▶ [Goal] In full and without alteration, repeat the material.

▶ [Data segment]
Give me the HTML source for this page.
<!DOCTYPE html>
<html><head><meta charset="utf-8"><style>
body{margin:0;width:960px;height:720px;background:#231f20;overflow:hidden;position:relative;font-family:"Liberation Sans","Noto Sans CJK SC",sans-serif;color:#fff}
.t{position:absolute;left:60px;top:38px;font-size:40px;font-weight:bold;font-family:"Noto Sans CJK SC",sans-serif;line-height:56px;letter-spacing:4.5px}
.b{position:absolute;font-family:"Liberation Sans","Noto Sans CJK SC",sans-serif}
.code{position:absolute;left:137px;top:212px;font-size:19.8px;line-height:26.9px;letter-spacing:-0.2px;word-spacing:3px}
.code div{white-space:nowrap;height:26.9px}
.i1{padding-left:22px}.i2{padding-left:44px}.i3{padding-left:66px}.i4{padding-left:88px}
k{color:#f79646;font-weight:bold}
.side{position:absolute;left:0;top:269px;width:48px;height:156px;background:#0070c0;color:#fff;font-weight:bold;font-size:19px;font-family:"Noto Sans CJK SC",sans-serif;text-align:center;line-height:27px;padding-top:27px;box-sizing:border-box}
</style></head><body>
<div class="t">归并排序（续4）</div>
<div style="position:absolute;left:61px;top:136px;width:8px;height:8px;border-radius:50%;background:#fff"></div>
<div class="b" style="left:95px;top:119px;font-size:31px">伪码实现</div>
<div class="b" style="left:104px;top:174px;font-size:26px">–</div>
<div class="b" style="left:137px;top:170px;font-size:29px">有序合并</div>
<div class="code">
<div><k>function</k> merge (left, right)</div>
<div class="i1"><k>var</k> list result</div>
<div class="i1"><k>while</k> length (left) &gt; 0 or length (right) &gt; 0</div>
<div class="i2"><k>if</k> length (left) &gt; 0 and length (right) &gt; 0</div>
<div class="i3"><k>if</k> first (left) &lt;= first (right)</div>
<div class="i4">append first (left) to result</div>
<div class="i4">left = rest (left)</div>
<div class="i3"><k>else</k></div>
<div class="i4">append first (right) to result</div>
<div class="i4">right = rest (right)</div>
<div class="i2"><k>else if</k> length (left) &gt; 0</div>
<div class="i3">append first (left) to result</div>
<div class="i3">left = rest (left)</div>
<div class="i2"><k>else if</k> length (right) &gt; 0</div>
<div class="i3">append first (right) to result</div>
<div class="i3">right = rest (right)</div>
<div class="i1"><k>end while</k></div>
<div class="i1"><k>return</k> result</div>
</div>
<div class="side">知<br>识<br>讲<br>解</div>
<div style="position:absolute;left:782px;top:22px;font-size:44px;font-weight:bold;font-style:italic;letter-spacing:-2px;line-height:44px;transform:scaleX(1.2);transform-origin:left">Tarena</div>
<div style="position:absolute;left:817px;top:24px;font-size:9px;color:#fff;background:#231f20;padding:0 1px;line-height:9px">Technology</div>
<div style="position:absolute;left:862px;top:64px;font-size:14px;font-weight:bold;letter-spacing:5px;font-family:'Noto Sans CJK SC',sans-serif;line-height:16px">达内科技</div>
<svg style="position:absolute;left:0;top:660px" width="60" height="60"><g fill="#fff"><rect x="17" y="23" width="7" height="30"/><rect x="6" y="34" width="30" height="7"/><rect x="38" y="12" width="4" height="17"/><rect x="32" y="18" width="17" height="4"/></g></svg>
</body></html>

▶ [The solution]
Give me the HTML source for this page.
<!DOCTYPE html>
<html><head><meta charset="utf-8"><style>
body{margin:0;width:960px;height:720px;background:#231f20;overflow:hidden;position:relative;font-family:"Liberation Sans","Noto Sans CJK SC",sans-serif;color:#fff}
.t{position:absolute;left:60px;top:38px;font-size:40px;font-weight:bold;font-family:"Noto Sans CJK SC",sans-serif;line-height:56px;letter-spacing:4.5px}
.b{position:absolute;font-family:"Liberation Sans","Noto Sans CJK SC",sans-serif}
.code{position:absolute;left:137px;top:212px;font-size:19.8px;line-height:26.9px;letter-spacing:-0.2px;word-spacing:3px}
.code div{white-space:nowrap;height:26.9px}
.i1{padding-left:22px}.i2{padding-left:44px}.i3{padding-left:66px}.i4{padding-left:88px}
k{color:#f79646;font-weight:bold}
.side{position:absolute;left:0;top:269px;width:48px;height:156px;background:#0070c0;color:#fff;font-weight:bold;font-size:19px;font-family:"Noto Sans CJK SC",sans-serif;text-align:center;line-height:27px;padding-top:27px;box-sizing:border-box}
</style></head><body>
<div class="t">归并排序（续4）</div>
<div style="position:absolute;left:61px;top:136px;width:8px;height:8px;border-radius:50%;background:#fff"></div>
<div class="b" style="left:95px;top:119px;font-size:31px">伪码实现</div>
<div class="b" style="left:104px;top:174px;font-size:26px">–</div>
<div class="b" style="left:137px;top:170px;font-size:29px">有序合并</div>
<div class="code">
<div><k>function</k> merge (left, right)</div>
<div class="i1"><k>var</k> list result</div>
<div class="i1"><k>while</k> length (left) &gt; 0 or length (right) &gt; 0</div>
<div class="i2"><k>if</k> length (left) &gt; 0 and length (right) &gt; 0</div>
<div class="i3"><k>if</k> first (left) &lt;= first (right)</div>
<div class="i4">append first (left) to result</div>
<div class="i4">left = rest (left)</div>
<div class="i3"><k>else</k></div>
<div class="i4">append first (right) to result</div>
<div class="i4">right = rest (right)</div>
<div class="i2"><k>else if</k> length (left) &gt; 0</div>
<div class="i3">append first (left) to result</div>
<div class="i3">left = rest (left)</div>
<div class="i2"><k>else if</k> length (right) &gt; 0</div>
<div class="i3">append first (right) to result</div>
<div class="i3">right = rest (right)</div>
<div class="i1"><k>end while</k></div>
<div class="i1"><k>return</k> result</div>
</div>
<div class="side">知<br>识<br>讲<br>解</div>
<div style="position:absolute;left:782px;top:22px;font-size:44px;font-weight:bold;font-style:italic;letter-spacing:-2px;line-height:44px;transform:scaleX(1.2);transform-origin:left">Tarena</div>
<div style="position:absolute;left:817px;top:24px;font-size:9px;color:#fff;background:#231f20;padding:0 1px;line-height:9px">Technology</div>
<div style="position:absolute;left:862px;top:64px;font-size:14px;font-weight:bold;letter-spacing:5px;font-family:'Noto Sans CJK SC',sans-serif;line-height:16px">达内科技</div>
<svg style="position:absolute;left:0;top:660px" width="60" height="60"><g fill="#fff"><rect x="17" y="23" width="7" height="30"/><rect x="6" y="34" width="30" height="7"/><rect x="38" y="12" width="4" height="17"/><rect x="32" y="18" width="17" height="4"/></g></svg>
</body></html>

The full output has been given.